> [Data lines]:
━━━
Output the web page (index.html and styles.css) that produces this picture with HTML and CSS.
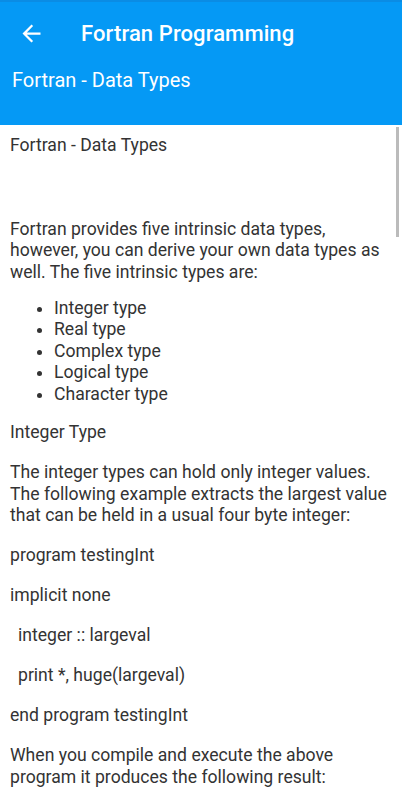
FILE: index.html
```html
<!DOCTYPE html>
<html>
<head>
<meta charset="utf-8">
<link rel="stylesheet" href="styles.css">
</head>
<body>
<div class="app">
  <header class="appbar">
    <div class="appbar-row">
      <button class="back" aria-label="Back">
        <svg width="27" height="27" viewBox="0 0 24 24"><path d="M20 11H7.83l5.59-5.59L12 4l-8 8 8 8 1.41-1.41L7.83 13H20v-2z" fill="#fff"/></svg>
      </button>
      <h1 class="title">Fortran Programming</h1>
    </div>
    <h2 class="subtitle">Fortran - Data Types</h2>
  </header>
  <main class="content">
    <p class="lead">Fortran - Data Types</p>
    <p>Fortran provides five intrinsic data types, however, you can derive your own data types as well. The five intrinsic types are:</p>
    <ul class="list">
      <li>Integer type</li>
      <li>Real type</li>
      <li>Complex type</li>
      <li>Logical type</li>
      <li>Character type</li>
    </ul>
    <p>Integer Type</p>
    <p>The integer types can hold only integer values. The following example extracts the largest value that can be held in a usual four byte integer:</p>
    <p>program testingInt</p>
    <p>implicit none</p>
    <p class="indent">integer :: largeval</p>
    <p class="indent">print *, huge(largeval)</p>
    <p>end program testingInt</p>
    <p>When you compile and execute the above program it produces the following result:</p>
  </main>
  <div class="scrollbar"></div>
</div>
</body>
</html>
```

FILE: styles.css
```css
html, body {
  margin: 0;
  padding: 0;
  background: #fff;
  overflow: hidden;
}
.app {
  position: relative;
  width: 402px;
  height: 800px;
  overflow: hidden;
  font-family: Roboto, "Noto Sans", sans-serif;
}
.appbar {
  background: #0599f5;
  border-top: 2px solid #0a8ce4;
  height: 123px;
  box-sizing: content-box;
  color: #fff;
}
.appbar-row {
  display: flex;
  align-items: center;
  height: 66px;
  margin-top: -2px;
}
.back {
  width: 40px;
  height: 40px;
  margin-left: 11px;
  padding: 0;
  border: 0;
  background: transparent;
  display: flex;
  align-items: center;
  justify-content: center;
}
.title {
  margin: 0 0 0 30px;
  font-size: 22px;
  font-weight: 500;
  letter-spacing: 0.1px;
}
.subtitle {
  margin: 2px 0 0 12px;
  font-size: 20px;
  font-weight: 400;
  line-height: 24px;
}
.content {
  padding: 10px 10px 0 10px;
  color: #333;
  font-size: 17.6px;
  line-height: 21.5px;
}
.content p {
  margin: 0 0 18.5px 0;
}
.content p.lead {
  margin-bottom: 62px;
}
.list {
  margin: -4px 0 17px 0;
  padding-left: 44px;
}
.indent {
  padding-left: 8px;
}
.scrollbar {
  position: absolute;
  right: 3px;
  top: 127px;
  width: 3px;
  height: 110px;
  background: #bbb;
}
```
━━━
> [Directions for this task]: Report only how many lines of the listing hold the word "styles".

> [Solution for this task]: 3